**Supplied data**
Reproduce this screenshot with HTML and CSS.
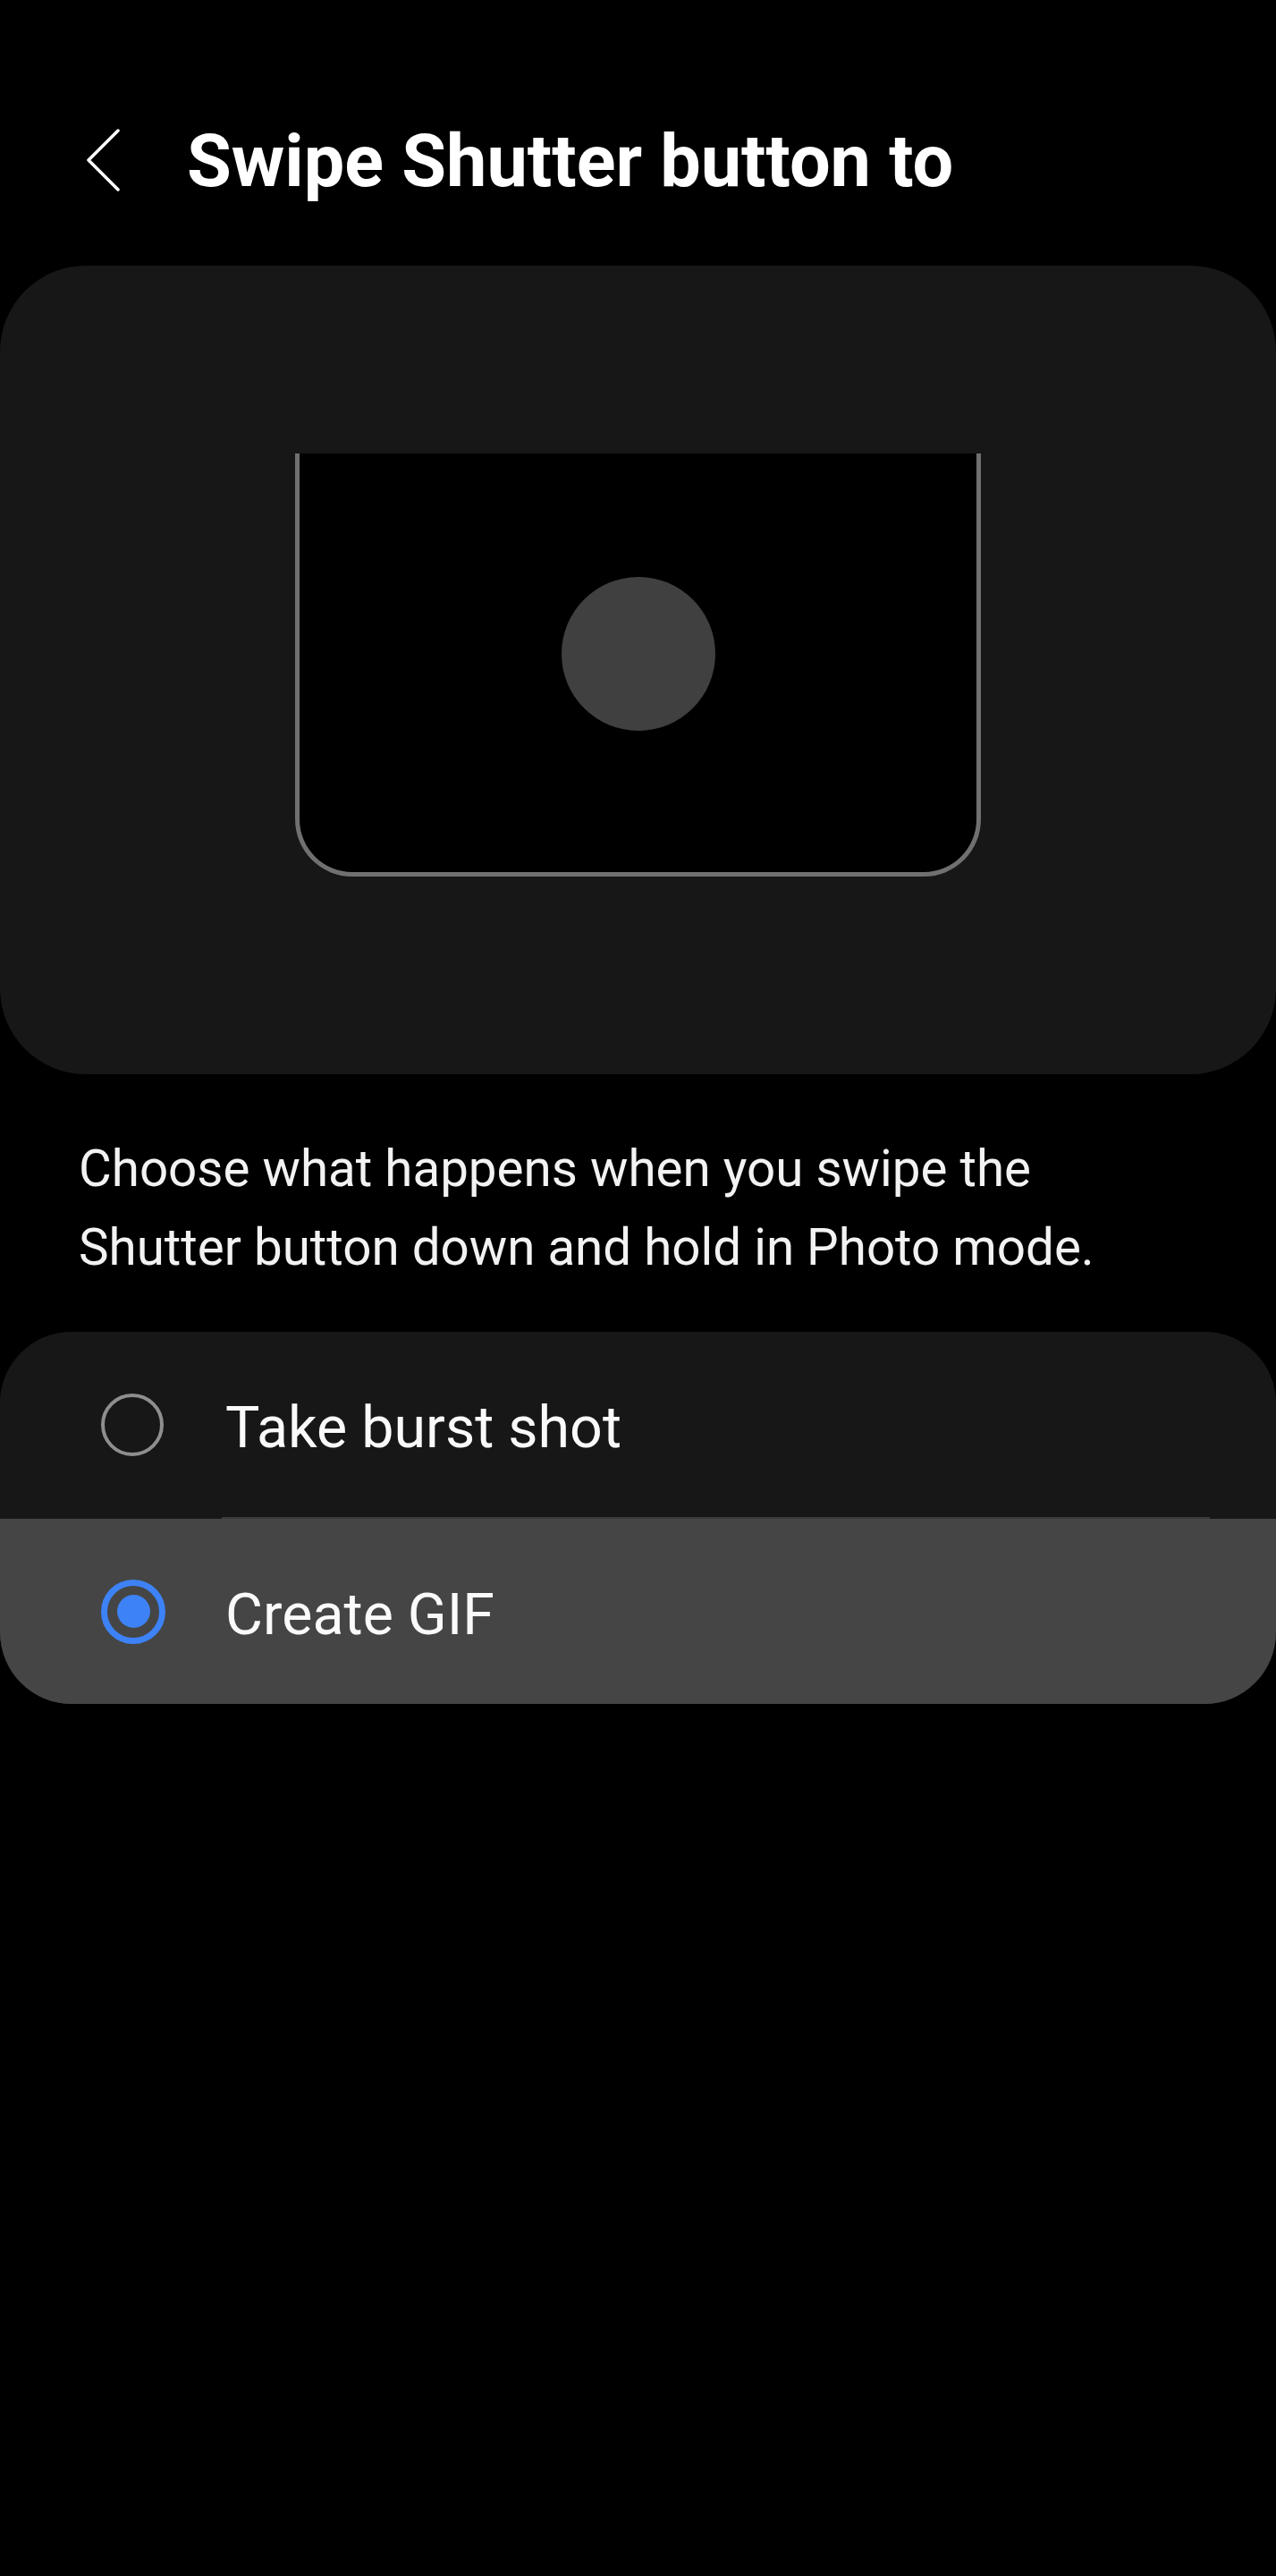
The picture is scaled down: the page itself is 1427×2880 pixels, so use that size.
FILE: index.html
```html
<!DOCTYPE html>
<html lang="en">
<head>
<meta charset="utf-8">
<title>Swipe Shutter button to</title>
<link rel="stylesheet" href="styles.css">
</head>
<body>
<div class="screen">
  <header class="header">
    <button class="back" aria-label="Back">
      <svg width="40" height="70" viewBox="0 0 40 70"><polyline points="36,2 3,35 36,68" fill="none" stroke="#ffffff" stroke-width="3.5" stroke-linecap="round" stroke-linejoin="round"/></svg>
    </button>
    <h1 class="title">Swipe Shutter button to</h1>
  </header>

  <section class="illustration">
    <div class="frame">
      <div class="shutter"></div>
    </div>
  </section>

  <p class="desc">Choose what happens when you swipe the<br>Shutter button down and hold in Photo mode.</p>

  <div class="options">
    <div class="option">
      <span class="radio"></span>
      <span class="label">Take burst shot</span>
    </div>
    <div class="divider"></div>
    <div class="option option-selected">
      <span class="radio radio-on"><span class="dot"></span></span>
      <span class="label">Create GIF</span>
    </div>
  </div>
</div>
</body>
</html>
```
FILE: styles.css
```css
html, body {
  margin: 0;
  padding: 0;
  background: #000000;
}
.screen {
  width: 1427px;
  min-height: 2880px;
  background: #000000;
  color: #fafafa;
  font-family: Roboto, "Noto Sans", "Liberation Sans", sans-serif;
}
.header {
  display: flex;
  align-items: center;
  height: 120px;
  padding-top: 119px;
  padding-left: 96px;
  box-sizing: content-box;
}
.back {
  background: none;
  border: none;
  padding: 0;
  margin: 0;
  width: 40px;
  height: 70px;
  display: flex;
}
.title {
  margin: 2px 0 0 73px;
  font-size: 81px;
  font-weight: 700;
  color: #ffffff;
  line-height: 1;
}
.illustration {
  margin-top: 58px;
  height: 904px;
  background: #171717;
  border-radius: 96px;
  display: flex;
  justify-content: center;
  align-items: flex-start;
  padding-top: 210px;
  box-sizing: border-box;
}
.frame {
  width: 767px;
  height: 473px;
  box-sizing: border-box;
  background: #000000;
  border: 5px solid #707070;
  border-top: none;
  border-radius: 0 0 64px 64px;
  display: flex;
  justify-content: center;
  padding-top: 138px;
}
.shutter {
  width: 172px;
  height: 172px;
  border-radius: 50%;
  background: #404040;
}
.desc {
  margin: 62px 0 0 0;
  padding-left: 88px;
  font-size: 56.5px;
  line-height: 88px;
  color: #f2f2f2;
}
.options {
  margin-top: 50px;
  border-radius: 80px;
  overflow: hidden;
  background: #171717;
}
.option {
  display: flex;
  align-items: center;
  height: 207px;
  padding-left: 113px;
  background: #171717;
}
.option-selected {
  background: #454545;
}
.divider {
  height: 2px;
  margin: 0 74px 0 248px;
  background: #3a3a3a;
}
.radio {
  width: 70px;
  height: 70px;
  box-sizing: border-box;
  border-radius: 50%;
  border: 4px solid #8e8e8e;
  flex: none;
  display: flex;
  align-items: center;
  justify-content: center;
}
.radio-on {
  width: 72px;
  height: 72px;
  border: 7px solid #3d82f6;
}
.dot {
  width: 37px;
  height: 37px;
  border-radius: 50%;
  background: #3d82f6;
}
.label {
  margin-left: 69px;
  padding-top: 6px;
  font-size: 64.5px;
  color: #fafafa;
}
.option-selected .label {
  margin-left: 67px;
}
```
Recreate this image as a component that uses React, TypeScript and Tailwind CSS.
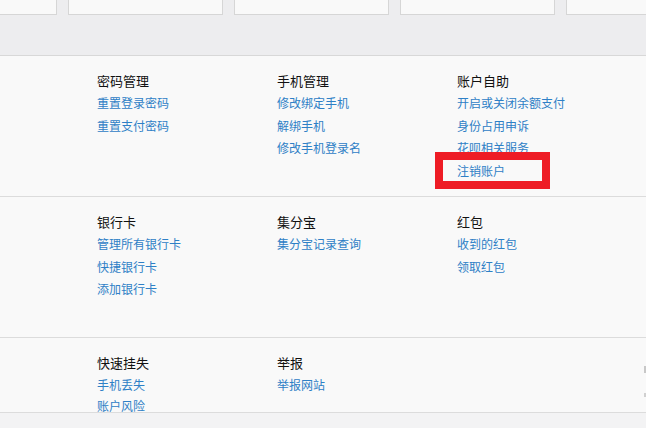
import React from "react";

type Col = { title: string; links: string[] };

const sections: { cols: Col[]; h: string; lead: string }[] = [
  {
    h: "h-[141px]",
    lead: "leading-[22.5px]",
    cols: [
      { title: "密码管理", links: ["重置登录密码", "重置支付密码"] },
      { title: "手机管理", links: ["修改绑定手机", "解绑手机", "修改手机登录名"] },
      { title: "账户自助", links: ["开启或关闭余额支付", "身份占用申诉", "花呗相关服务", "注销账户"] },
    ],
  },
  {
    h: "h-[141px]",
    lead: "leading-[22.5px]",
    cols: [
      { title: "银行卡", links: ["管理所有银行卡", "快捷银行卡", "添加银行卡"] },
      { title: "集分宝", links: ["集分宝记录查询"] },
      { title: "红包", links: ["收到的红包", "领取红包"] },
    ],
  },
  {
    h: "h-[75px]",
    lead: "leading-[21px]",
    cols: [
      { title: "快速挂失", links: ["手机丢失", "账户风险"] },
      { title: "举报", links: ["举报网站"] },
    ],
  },
];

export default function App() {
  return (
    <div
      className="relative w-[646px] h-[428px] overflow-hidden bg-[#f3f3f4]"
      style={{ fontFamily: '"Noto Sans CJK SC", "Noto Sans", sans-serif' }}
    >
      {/* top gray band with cards */}
      <div className="h-[56px] bg-[#ededef] border-b border-[#d8d8d8]">
        <div className="flex gap-[11px] -ml-[98px]">
          {[0, 1, 2, 3, 4].map((i) => (
            <div
              key={i}
              className="w-[155px] h-[15px] shrink-0 bg-[#f9f9f9] border border-t-0 border-[#d6d6d6]"
            />
          ))}
        </div>
      </div>

      {sections.map((s, si) => (
        <div
          key={si}
          className={`${s.h} bg-[#f9f9f9] border-b border-[#dcdcdc] pl-[97px] pt-[14px] overflow-visible`}
        >
          <div className="flex">
            {s.cols.map((c, ci) => (
              <div key={ci} className="w-[180px] shrink-0">
                <div className="text-[13px] leading-[22px] text-[#111]">{c.title}</div>
                {c.links.map((l) => (
                  <div key={l} className={`text-[12px] ${s.lead} text-[#2e80c6]`}>
                    {l}
                  </div>
                ))}
              </div>
            ))}
          </div>
        </div>
      ))}

      {/* red highlight box */}
      <div className="absolute left-[435px] top-[152px] w-[115px] h-[37px] border-[8px] border-[#ee1c25]" />

      {/* faint marks on the right edge */}
      <div className="absolute left-[644px] top-[366px] w-[2px] h-[7px] bg-[#c8c8c8]" />
      <div className="absolute left-[644px] top-[393px] w-[2px] h-[4px] bg-[#d0d0d0]" />
    </div>
  );
}
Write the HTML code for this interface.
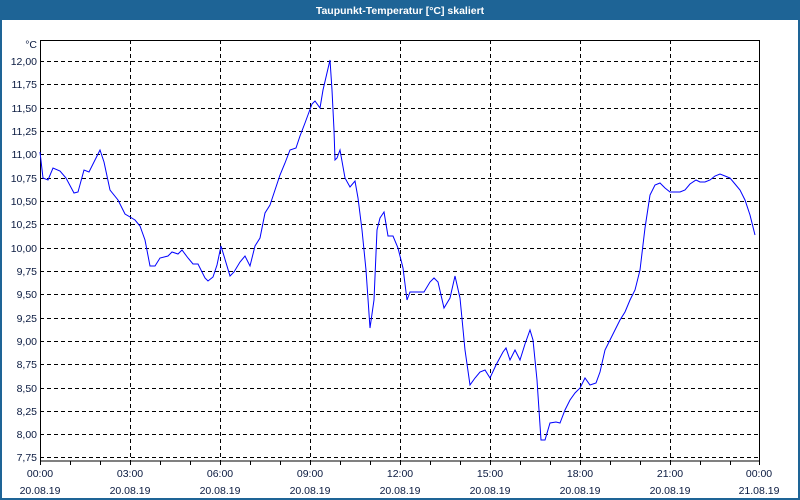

**Your task**
Within the listing above, work out how many lines contain the string "React", and reply with that number only.

**Completed exercise**
2